The assembly elected in 2022 was dissolved in 2023 by the State’s High Court on the basis of a constitutional procedural error. New elections were held, largely confirming the previous members, except for the Muslim Brotherhood, who lost seats.

The new Emir has now dissolved the chamber again and suspended several articles of the constitution (for a period not exceeding four years). This decision follows two months of governmental paralysis, during which the formation and approval of a new cabinet stalled. MPs claimed the right (by means of the threat of questioning or impeachment) to approve or reject ministerial appointments.

As the appointment of the Prime Minister and ministers is an exclusive prerogative of the Emir, this stalemate was paralysing the country and weakening the new Emir’s authority. Sheikh Mishal Al-Ahmad Al-Jaber Al-Sabah has thus dissolved the assembly and appointed a new Prime Minister, Sheikh Ahmad Abdullah Al-Ahmad Al-Sabah. This is Kuwait’s 46th government in 62 years and its 11th Prime Minister. The government comprises 13 members, most of whom have retained their posts from the previous cabinet.

Sheikh Ahmad Abdullah Al-Ahmad Al-Sabah was educated at the American Boarding School in Lebanon before attending the University of Illinois in the United States after completing his secondary education. He built his entire career in finance and has held the portfolios of Finance, Transport, and later Oil.

The 1990 invasion: a trauma hard to overcome

Kuwait has never fully recovered from the trauma of the invasion by Saddam Hussein’s Iraq on 2 August 1990. Like many Gulf states, Kuwait had welcomed, in the 1950s and 1960s, a workforce from Egypt and Palestine — a haven for members of the Muslim Brotherhood persecuted by Nasser, many of whom were employed in education. Salafist Palestinians, such as the family of Khaled Meshaal, the Hamas leader, also found refuge there. This “Brotherhood” presence facilitated the emergence of a Kuwaiti branch of the Muslim Brotherhood.

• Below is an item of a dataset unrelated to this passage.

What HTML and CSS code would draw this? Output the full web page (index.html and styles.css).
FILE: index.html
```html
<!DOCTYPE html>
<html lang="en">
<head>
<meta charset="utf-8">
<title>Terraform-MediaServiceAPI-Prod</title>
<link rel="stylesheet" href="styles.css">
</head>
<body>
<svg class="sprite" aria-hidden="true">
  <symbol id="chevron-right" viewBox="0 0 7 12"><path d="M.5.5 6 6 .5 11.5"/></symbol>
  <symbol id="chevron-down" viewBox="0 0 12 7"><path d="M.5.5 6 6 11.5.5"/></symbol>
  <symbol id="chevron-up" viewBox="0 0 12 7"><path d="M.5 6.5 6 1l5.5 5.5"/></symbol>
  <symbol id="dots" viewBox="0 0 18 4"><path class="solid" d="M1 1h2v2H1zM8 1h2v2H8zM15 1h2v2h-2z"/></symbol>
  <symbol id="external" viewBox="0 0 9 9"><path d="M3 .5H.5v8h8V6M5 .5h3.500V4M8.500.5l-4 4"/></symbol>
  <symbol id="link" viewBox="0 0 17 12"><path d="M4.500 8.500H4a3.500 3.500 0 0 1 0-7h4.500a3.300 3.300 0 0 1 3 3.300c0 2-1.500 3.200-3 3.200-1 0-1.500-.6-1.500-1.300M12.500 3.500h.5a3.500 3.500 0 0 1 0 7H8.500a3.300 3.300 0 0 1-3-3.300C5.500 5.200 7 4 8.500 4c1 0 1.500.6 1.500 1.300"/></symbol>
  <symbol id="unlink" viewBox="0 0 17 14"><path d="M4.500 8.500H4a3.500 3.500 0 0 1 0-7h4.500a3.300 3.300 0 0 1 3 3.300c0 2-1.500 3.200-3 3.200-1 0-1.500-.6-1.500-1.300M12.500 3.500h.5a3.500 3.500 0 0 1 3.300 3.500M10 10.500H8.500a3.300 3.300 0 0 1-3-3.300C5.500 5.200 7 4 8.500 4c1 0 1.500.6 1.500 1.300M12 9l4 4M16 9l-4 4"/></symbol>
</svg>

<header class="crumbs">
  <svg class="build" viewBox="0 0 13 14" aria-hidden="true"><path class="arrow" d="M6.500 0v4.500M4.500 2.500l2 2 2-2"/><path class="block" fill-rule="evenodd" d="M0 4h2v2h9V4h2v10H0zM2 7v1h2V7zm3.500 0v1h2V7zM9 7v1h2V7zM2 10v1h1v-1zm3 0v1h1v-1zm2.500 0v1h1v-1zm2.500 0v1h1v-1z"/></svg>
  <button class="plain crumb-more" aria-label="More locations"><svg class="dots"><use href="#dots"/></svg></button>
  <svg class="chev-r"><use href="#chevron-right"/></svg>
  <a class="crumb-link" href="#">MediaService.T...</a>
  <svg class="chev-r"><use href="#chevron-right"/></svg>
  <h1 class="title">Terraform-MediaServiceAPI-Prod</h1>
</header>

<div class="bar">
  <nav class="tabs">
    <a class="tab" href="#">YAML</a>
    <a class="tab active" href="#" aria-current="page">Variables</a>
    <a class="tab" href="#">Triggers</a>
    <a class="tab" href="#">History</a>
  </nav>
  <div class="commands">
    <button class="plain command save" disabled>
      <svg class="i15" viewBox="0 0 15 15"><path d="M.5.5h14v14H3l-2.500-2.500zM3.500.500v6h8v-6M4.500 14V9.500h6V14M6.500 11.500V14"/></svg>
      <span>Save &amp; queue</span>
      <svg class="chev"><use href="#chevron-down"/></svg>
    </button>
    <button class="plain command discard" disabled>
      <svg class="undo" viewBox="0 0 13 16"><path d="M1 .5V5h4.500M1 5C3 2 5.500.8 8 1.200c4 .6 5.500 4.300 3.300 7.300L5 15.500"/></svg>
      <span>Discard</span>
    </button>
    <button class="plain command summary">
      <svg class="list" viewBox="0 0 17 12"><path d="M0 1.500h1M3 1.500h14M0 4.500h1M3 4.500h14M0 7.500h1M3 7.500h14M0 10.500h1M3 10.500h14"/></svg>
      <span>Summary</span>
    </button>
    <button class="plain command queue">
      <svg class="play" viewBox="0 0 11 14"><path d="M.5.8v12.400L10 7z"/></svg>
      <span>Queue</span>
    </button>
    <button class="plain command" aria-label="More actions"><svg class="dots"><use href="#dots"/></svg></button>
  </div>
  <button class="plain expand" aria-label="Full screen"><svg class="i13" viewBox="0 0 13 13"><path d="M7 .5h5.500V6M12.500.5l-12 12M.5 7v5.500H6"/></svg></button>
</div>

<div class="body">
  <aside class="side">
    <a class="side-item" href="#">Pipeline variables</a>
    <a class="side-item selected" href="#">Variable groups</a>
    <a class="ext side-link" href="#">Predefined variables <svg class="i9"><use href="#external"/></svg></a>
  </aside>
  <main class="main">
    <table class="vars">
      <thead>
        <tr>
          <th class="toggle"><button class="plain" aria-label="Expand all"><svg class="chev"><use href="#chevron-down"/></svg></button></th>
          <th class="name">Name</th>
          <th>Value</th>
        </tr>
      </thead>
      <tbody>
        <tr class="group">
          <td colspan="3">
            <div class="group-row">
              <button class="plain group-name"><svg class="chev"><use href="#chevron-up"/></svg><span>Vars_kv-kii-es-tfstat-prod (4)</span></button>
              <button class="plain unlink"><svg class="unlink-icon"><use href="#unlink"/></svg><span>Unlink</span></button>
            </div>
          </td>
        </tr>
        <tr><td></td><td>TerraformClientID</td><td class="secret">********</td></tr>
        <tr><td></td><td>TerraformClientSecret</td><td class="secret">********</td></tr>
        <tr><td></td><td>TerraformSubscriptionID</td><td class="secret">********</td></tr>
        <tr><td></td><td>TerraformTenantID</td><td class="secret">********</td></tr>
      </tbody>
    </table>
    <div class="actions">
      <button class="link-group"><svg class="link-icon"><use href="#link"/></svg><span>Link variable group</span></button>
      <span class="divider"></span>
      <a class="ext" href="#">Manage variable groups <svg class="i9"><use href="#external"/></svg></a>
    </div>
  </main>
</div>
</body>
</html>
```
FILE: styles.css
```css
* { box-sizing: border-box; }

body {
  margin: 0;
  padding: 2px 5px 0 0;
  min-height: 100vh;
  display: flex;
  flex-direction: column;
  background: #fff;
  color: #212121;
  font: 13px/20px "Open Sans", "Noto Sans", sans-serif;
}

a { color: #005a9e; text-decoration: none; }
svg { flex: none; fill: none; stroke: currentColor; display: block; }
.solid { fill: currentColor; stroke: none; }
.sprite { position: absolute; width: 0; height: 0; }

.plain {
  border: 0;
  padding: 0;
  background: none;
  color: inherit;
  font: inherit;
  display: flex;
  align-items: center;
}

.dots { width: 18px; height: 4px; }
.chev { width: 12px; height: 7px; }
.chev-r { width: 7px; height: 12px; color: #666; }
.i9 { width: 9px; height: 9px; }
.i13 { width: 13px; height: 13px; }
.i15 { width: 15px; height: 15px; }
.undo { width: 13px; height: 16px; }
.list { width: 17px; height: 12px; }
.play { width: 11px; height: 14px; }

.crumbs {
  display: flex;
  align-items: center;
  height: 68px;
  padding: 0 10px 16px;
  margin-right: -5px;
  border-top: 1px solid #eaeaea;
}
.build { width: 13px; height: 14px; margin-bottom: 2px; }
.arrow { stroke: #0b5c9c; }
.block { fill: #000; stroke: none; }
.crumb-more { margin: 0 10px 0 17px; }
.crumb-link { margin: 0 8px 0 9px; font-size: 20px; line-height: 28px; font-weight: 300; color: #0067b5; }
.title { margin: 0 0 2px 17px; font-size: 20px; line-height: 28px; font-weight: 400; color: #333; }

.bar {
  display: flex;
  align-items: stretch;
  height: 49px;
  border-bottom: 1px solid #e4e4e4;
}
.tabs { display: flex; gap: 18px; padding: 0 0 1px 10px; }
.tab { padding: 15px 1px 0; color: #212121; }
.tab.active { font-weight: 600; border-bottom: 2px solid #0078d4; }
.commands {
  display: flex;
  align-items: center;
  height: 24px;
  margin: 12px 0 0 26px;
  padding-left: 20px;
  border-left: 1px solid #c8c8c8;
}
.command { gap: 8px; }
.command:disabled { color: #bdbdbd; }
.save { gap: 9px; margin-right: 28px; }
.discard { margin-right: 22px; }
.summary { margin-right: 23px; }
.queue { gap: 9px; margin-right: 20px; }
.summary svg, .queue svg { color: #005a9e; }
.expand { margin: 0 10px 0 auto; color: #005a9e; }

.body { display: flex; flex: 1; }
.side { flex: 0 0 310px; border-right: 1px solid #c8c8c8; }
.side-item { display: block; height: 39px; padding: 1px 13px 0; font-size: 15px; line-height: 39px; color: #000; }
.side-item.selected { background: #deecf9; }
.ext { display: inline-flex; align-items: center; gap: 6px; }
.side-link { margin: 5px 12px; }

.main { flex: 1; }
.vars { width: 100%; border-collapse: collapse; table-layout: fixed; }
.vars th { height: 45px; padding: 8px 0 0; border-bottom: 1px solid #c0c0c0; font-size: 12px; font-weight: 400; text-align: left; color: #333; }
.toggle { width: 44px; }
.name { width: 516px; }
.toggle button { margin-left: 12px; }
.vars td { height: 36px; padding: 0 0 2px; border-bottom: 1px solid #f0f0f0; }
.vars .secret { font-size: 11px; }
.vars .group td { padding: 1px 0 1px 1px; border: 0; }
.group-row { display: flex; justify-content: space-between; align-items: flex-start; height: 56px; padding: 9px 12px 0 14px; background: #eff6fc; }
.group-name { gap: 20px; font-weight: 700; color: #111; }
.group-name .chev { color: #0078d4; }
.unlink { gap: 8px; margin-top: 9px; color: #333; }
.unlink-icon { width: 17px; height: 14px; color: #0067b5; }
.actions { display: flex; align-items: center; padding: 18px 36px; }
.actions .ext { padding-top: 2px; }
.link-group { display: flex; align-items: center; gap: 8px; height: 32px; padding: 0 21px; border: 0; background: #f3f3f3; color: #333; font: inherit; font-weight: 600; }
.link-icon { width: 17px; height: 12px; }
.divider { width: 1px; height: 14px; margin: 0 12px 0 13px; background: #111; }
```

The break with the organisation came after its pro-Saddam stances. Similarly, Kuwaitis have never forgiven Yasser Arafat, the then-leader of the Palestinian cause, for his pro-Iraqi positions during the conflict. This led to the expulsion of many Palestinians who had lived in Kuwait for decades.

Unlike other Gulf states, Kuwait has not invested significantly in infrastructure and has fallen behind Riyadh, Abu Dhabi, Dubai, and Doha. The trauma of the 1990 invasion, Iran’s presence on its doorstep, and the parliamentary gridlock fuelled by suspicions of corruption in every major transaction are all contributing factors.

The Bidouns: a thorn in Kuwait’s side

Kuwaiti society is not homogeneous, and the thorny issue of the “Bidouns” — stateless Kuwaitis without legal status due to failure to register during the 1960s — remains unresolved. This problem affects several hundred thousand people who, in effect, have no legal identity or rights. The majority of Bidouns are from nomadic tribes originally from the Arabian Peninsula who settled in Kuwait at the time of its independence in 1961. However, many failed or neglected to register as citizens, rendering them stateless. An aggravating factor is that during the 1990 Iraqi invasion, some Bidouns sided with Iraq and were subsequently rejected by Kuwaiti society. Their number is now estimated at around 300,000.

These combined factors make the issue of governance in Kuwait particularly sensitive, owing to both its internal and external vulnerabilities and the highly conservative nature of Kuwaiti society.